▶ _THE REQUEST_
Take the listing from its first line through the line that contains "boolean; disabled?: boolean" and please retype those lines exactly, leaving out the pictures.

▶ _DATASET CONTENT_
** Begin **
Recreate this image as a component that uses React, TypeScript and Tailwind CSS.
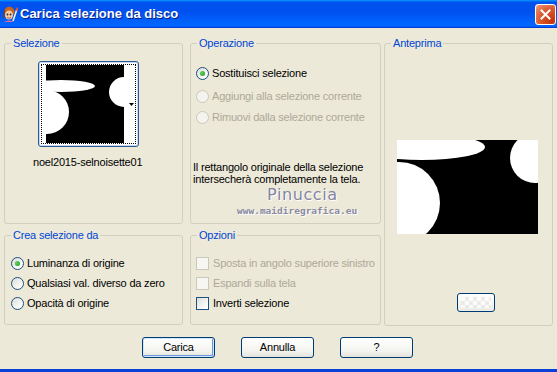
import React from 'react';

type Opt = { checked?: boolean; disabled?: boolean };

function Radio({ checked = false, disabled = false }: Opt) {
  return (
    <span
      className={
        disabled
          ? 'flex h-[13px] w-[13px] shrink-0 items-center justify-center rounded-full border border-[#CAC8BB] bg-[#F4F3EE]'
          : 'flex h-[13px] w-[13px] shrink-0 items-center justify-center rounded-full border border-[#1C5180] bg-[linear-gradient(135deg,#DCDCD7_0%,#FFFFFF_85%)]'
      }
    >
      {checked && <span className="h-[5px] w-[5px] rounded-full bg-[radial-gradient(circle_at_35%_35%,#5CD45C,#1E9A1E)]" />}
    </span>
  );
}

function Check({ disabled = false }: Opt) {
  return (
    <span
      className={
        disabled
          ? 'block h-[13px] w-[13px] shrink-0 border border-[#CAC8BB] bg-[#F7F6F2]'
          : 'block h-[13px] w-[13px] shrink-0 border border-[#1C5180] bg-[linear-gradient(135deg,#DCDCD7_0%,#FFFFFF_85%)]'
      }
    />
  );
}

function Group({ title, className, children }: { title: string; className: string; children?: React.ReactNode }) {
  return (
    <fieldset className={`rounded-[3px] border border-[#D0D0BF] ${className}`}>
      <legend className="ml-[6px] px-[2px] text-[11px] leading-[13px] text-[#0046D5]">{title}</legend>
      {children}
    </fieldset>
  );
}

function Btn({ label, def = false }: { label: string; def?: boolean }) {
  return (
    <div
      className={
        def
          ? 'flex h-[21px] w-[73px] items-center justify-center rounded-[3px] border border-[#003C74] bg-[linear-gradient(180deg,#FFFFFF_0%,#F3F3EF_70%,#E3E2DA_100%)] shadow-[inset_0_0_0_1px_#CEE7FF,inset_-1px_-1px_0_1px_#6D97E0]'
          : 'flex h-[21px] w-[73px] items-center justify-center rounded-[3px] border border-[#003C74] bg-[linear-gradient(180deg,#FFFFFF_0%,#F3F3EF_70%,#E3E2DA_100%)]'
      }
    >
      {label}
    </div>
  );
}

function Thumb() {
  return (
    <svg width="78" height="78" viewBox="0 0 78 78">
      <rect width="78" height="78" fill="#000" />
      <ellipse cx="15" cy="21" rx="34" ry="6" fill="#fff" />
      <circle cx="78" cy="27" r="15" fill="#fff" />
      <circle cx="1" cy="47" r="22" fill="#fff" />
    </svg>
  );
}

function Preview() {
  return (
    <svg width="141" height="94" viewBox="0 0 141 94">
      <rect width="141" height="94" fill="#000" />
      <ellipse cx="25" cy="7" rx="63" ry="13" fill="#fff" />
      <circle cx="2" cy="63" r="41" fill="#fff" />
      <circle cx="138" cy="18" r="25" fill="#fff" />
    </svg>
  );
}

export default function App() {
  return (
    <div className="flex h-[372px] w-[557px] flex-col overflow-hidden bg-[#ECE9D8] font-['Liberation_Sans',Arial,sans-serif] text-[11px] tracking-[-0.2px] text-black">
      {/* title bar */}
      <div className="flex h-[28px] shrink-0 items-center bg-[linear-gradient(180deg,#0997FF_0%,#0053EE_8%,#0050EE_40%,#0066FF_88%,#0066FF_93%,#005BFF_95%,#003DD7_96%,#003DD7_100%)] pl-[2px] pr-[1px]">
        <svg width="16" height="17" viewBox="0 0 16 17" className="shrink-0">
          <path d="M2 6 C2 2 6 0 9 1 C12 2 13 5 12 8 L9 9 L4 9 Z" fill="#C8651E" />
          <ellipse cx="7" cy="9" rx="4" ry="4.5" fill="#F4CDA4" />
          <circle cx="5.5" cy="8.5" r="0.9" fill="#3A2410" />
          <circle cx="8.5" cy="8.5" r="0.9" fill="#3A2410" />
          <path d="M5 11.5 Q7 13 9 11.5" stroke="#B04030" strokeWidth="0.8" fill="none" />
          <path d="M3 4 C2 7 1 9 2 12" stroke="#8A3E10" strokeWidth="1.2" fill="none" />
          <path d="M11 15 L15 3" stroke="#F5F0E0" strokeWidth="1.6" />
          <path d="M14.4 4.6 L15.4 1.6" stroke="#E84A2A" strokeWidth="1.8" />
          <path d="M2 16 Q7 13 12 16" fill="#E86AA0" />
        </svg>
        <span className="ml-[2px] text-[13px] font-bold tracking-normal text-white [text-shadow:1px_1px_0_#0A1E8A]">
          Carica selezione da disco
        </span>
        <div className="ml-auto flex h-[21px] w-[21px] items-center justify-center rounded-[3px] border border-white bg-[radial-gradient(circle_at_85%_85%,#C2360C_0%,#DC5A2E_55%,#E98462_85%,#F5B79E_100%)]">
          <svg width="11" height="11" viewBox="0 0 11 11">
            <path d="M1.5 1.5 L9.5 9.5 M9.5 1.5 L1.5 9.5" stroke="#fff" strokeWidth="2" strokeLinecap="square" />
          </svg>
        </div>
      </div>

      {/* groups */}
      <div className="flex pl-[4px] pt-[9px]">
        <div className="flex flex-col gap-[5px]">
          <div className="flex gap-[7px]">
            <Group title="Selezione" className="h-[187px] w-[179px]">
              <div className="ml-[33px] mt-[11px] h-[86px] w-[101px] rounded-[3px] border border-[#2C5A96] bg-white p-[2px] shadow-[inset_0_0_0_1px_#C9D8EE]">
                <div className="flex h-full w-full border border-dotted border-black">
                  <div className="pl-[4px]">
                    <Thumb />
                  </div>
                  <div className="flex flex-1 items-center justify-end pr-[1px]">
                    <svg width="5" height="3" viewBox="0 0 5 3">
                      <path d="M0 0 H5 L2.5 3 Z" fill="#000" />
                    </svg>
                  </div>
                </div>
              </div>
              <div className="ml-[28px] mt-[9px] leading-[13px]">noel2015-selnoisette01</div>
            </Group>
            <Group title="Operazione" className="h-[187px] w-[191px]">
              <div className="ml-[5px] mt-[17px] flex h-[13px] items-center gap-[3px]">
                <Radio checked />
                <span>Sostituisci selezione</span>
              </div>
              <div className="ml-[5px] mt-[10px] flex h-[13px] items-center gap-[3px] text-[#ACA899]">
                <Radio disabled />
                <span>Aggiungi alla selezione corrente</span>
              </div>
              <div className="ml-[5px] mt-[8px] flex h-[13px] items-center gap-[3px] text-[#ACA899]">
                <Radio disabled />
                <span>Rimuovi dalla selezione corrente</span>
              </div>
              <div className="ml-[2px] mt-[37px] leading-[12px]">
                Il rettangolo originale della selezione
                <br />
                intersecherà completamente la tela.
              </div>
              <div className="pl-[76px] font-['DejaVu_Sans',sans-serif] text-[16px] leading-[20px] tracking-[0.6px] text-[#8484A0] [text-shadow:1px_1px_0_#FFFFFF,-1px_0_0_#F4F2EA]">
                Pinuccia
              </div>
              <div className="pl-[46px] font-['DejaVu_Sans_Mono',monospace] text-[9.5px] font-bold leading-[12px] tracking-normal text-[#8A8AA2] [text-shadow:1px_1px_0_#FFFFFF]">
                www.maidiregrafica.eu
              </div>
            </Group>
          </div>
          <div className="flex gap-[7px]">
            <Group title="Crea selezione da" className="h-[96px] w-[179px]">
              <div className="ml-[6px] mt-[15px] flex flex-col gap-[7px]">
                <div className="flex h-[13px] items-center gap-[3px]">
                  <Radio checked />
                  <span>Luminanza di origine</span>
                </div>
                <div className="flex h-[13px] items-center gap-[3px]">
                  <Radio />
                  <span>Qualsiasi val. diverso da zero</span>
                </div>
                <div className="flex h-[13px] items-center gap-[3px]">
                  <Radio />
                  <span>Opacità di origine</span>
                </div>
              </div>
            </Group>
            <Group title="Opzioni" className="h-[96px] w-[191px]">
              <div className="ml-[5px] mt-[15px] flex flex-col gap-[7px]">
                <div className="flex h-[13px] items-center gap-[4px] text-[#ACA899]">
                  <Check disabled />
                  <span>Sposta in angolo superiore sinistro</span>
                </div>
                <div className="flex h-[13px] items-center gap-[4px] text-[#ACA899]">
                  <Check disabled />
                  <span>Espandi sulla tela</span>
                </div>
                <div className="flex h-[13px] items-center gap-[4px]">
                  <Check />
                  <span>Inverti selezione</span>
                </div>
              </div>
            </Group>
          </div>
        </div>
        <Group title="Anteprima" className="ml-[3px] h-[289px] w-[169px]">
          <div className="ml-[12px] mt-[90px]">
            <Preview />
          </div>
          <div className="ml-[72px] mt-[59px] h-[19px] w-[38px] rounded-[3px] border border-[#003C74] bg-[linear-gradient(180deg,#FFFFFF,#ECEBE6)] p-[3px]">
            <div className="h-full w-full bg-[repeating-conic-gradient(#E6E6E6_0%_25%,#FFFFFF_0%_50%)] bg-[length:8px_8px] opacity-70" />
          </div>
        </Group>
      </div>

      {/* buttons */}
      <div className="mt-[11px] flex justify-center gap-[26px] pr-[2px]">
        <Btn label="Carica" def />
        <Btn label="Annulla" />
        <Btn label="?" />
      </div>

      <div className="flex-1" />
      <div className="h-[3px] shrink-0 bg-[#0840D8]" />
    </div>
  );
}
** End **
▶ _COMPLETED EXERCISE_
Recreate this image as a component that uses React, TypeScript and Tailwind CSS.
import React from 'react';

type Opt = { checked?: boolean; disabled?: boolean };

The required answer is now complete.